Last night I came home from a trip to Minnesota. I went there with my boy, who has been home from his Minnesota mission for about nine months. This trip was a gift to him.
I loved seeing his joy on reuniting with the Hmong branch. Because it was a mission to the Hmong community within the United States, he spent most of his mission attending the same branch, much more time among the same people than other missionaries usually spend. So he became very close to the members there. He had been given a Hmong name and adopted into a Hmong clan. Visiting among the members there (so many of them busy raising children and managing work and hefty church callings, spread thin in ways that are probably common among non-Mormon-belt members) was a beautiful experience. I learned much about the Hmong culture. I know that it's probably wrong for me to assume I know anything about Hmong-American Mormon culture, and that to make any universal statements borders on stereotyping. But I'll report that I saw people who were very loving and very down-to-earth. Also, people who love to talk and especially to bear testimony on Fast Sunday.

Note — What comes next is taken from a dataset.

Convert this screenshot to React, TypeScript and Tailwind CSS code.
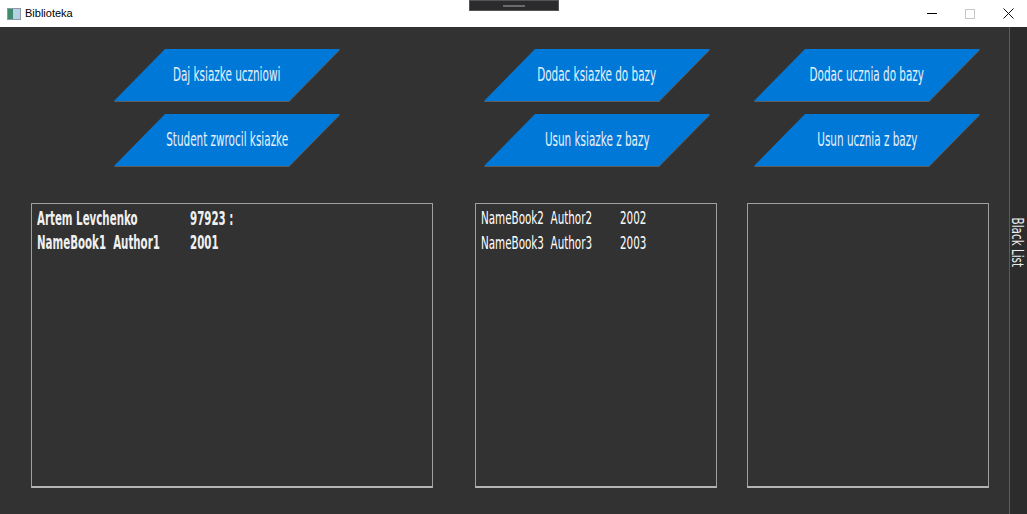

While there, I bravely ate the food that was given to me, though I did pass on the super-hot peppers, which my hosts kindly kept separate. I ate pho (yes, I know that it's not originally Hmong, and that you can get it here, and that many Caucasians eat it and love it—I've just never tried it before) and a lot of rice and SQUIRREL! I survived the squirrel—it really wasn't bad, and the broth was very good. I heard interesting conversion stories. I smiled a lot as conversations went on around me. My boy translated MOST of what got said, which was kind of him. ("You should marry a Hmong wife!" "You've gotten taller!" "You need a haircut.")
One of my favorite moments was walking into the Hmong branch on Sunday and seeing the people's joy as they recognized my boy and hurried over to greet him. Another favorite memory will be the hour we spent at Hmong Village, a Hmong shopping mall. My son had so much joy in greeting each stall's proprietors in Hmong. I loved seeing their surprise and interest in his use of their language. I don't want to be so ethnocentric as to think that they were grateful a "Mika" (non-Hmong American) would take time to learn their language, but I think they were just friendly people, willing to spend some time in chatter when it was clear that he had so much enjoyment of speaking with them. I also loved seeing the huge variety of fruits, vegetables, meats and herbs at that market, many of which I hadn't seen before, ever.
Dear Hmong people of the Twin City branch, I can see that you loved my boy, and I am so grateful. I can see that you fed him and clothed him and made him feel useful. He came out young and a little awkward but full of a willingness to love you, and you let him. I know that he is just one of the hundreds of missionaries who have passed through there, but you are a big part of his world and his heart will be broken to be separated from you for years and years to come. Thanks for giving him an opportunity to try to show me what he loved about you. I can see that you deserve his praise and love.